>> START
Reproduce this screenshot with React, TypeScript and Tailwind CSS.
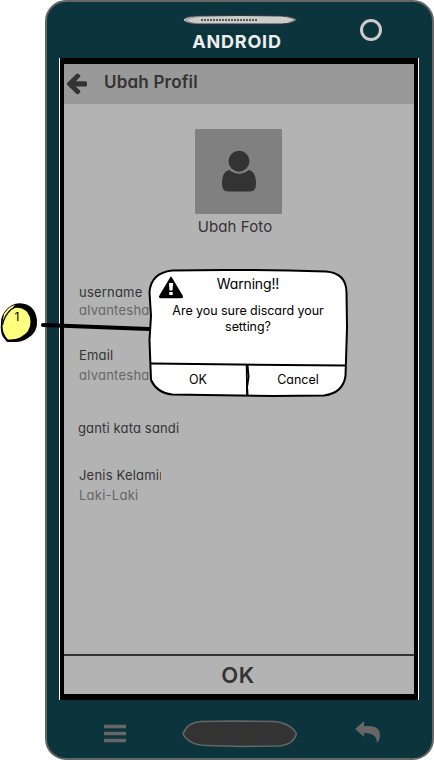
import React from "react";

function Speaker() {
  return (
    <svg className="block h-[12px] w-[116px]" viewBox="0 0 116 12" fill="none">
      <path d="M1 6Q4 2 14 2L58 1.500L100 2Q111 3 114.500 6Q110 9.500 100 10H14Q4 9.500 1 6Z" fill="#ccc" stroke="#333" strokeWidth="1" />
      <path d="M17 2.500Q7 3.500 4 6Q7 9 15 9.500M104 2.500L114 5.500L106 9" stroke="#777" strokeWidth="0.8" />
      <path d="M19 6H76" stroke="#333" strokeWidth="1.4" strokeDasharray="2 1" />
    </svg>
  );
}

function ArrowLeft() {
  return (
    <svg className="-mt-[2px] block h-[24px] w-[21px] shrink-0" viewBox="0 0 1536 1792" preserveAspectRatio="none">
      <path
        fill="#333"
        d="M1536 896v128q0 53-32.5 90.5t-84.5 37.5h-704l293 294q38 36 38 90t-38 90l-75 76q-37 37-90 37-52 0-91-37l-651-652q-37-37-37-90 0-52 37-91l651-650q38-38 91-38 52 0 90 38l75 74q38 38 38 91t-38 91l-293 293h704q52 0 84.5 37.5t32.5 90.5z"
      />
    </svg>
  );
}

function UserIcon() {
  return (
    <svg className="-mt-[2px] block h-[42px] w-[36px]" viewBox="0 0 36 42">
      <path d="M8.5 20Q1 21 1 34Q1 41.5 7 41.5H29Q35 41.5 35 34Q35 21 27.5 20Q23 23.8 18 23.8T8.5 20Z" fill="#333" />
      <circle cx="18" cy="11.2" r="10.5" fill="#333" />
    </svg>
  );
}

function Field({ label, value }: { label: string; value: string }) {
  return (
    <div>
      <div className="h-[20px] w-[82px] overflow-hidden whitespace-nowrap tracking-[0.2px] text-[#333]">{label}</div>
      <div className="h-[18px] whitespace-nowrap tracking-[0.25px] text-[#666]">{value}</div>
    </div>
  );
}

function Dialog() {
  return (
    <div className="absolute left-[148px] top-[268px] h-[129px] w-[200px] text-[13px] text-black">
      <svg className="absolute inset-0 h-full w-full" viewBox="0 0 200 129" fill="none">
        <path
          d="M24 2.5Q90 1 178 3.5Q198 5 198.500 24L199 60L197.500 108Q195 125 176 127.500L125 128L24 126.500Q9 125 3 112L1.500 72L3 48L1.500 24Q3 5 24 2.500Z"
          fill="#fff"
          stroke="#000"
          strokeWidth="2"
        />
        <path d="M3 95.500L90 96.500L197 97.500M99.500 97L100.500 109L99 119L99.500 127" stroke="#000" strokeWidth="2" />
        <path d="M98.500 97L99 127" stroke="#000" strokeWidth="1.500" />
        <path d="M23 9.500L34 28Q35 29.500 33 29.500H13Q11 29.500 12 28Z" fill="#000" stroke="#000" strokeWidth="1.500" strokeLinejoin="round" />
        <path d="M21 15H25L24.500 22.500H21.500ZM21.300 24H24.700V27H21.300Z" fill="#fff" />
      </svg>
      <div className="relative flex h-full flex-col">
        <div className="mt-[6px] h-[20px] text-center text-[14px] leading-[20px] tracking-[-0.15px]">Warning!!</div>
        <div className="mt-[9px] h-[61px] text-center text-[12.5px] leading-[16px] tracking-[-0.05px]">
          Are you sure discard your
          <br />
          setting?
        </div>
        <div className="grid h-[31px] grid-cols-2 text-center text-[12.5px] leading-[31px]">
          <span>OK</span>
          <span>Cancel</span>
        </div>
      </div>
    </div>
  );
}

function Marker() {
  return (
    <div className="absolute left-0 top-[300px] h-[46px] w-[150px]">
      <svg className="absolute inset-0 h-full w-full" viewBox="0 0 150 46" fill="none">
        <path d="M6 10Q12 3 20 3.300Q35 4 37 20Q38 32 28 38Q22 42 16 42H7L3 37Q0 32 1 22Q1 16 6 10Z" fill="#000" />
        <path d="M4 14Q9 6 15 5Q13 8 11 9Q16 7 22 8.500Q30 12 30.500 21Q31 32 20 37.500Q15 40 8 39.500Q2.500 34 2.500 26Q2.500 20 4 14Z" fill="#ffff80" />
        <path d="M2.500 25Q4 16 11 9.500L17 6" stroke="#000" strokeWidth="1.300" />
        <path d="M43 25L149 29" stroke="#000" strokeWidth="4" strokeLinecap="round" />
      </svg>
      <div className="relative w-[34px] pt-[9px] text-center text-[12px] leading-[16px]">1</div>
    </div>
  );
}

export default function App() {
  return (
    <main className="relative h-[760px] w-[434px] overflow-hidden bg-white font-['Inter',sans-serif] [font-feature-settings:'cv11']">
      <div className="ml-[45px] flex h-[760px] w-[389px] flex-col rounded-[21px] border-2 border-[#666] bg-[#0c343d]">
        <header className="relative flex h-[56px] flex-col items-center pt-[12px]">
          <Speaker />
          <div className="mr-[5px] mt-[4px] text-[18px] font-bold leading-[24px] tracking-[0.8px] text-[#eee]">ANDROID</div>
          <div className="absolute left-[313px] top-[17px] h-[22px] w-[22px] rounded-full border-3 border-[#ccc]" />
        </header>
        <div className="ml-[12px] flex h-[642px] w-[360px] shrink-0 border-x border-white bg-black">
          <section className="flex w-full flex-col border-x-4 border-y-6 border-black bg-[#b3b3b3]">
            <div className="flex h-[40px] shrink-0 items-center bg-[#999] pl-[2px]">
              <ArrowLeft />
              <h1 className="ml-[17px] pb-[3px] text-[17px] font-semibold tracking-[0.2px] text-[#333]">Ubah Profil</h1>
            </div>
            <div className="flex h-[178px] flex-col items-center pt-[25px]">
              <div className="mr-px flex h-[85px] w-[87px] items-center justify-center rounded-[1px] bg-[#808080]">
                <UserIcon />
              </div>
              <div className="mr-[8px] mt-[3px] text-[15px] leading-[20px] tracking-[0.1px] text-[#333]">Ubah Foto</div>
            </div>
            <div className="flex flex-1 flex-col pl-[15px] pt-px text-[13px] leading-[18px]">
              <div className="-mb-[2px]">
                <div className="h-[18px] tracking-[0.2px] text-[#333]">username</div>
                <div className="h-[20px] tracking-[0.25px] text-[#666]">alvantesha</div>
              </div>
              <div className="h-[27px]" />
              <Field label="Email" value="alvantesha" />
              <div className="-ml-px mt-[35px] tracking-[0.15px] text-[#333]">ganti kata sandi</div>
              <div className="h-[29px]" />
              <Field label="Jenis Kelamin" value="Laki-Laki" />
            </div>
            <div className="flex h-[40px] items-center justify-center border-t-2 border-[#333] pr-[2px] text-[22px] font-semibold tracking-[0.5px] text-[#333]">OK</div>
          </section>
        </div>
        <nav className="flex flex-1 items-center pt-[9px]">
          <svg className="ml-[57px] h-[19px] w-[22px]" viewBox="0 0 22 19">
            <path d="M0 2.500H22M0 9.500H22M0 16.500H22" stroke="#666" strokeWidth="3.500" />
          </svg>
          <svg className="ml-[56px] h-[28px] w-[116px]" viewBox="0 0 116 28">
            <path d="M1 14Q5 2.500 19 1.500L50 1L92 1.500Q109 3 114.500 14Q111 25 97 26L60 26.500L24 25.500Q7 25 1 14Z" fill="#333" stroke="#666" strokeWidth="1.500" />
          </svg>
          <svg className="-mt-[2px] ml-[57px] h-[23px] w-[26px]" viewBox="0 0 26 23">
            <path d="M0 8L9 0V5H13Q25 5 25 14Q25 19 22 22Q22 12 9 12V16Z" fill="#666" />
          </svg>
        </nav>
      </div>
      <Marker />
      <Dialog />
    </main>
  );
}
>> END
* Problem details:
Copy out all lines from the material above that contain the string "React".

* Output of the task:
Reproduce this screenshot with React, TypeScript and Tailwind CSS.
import React from "react";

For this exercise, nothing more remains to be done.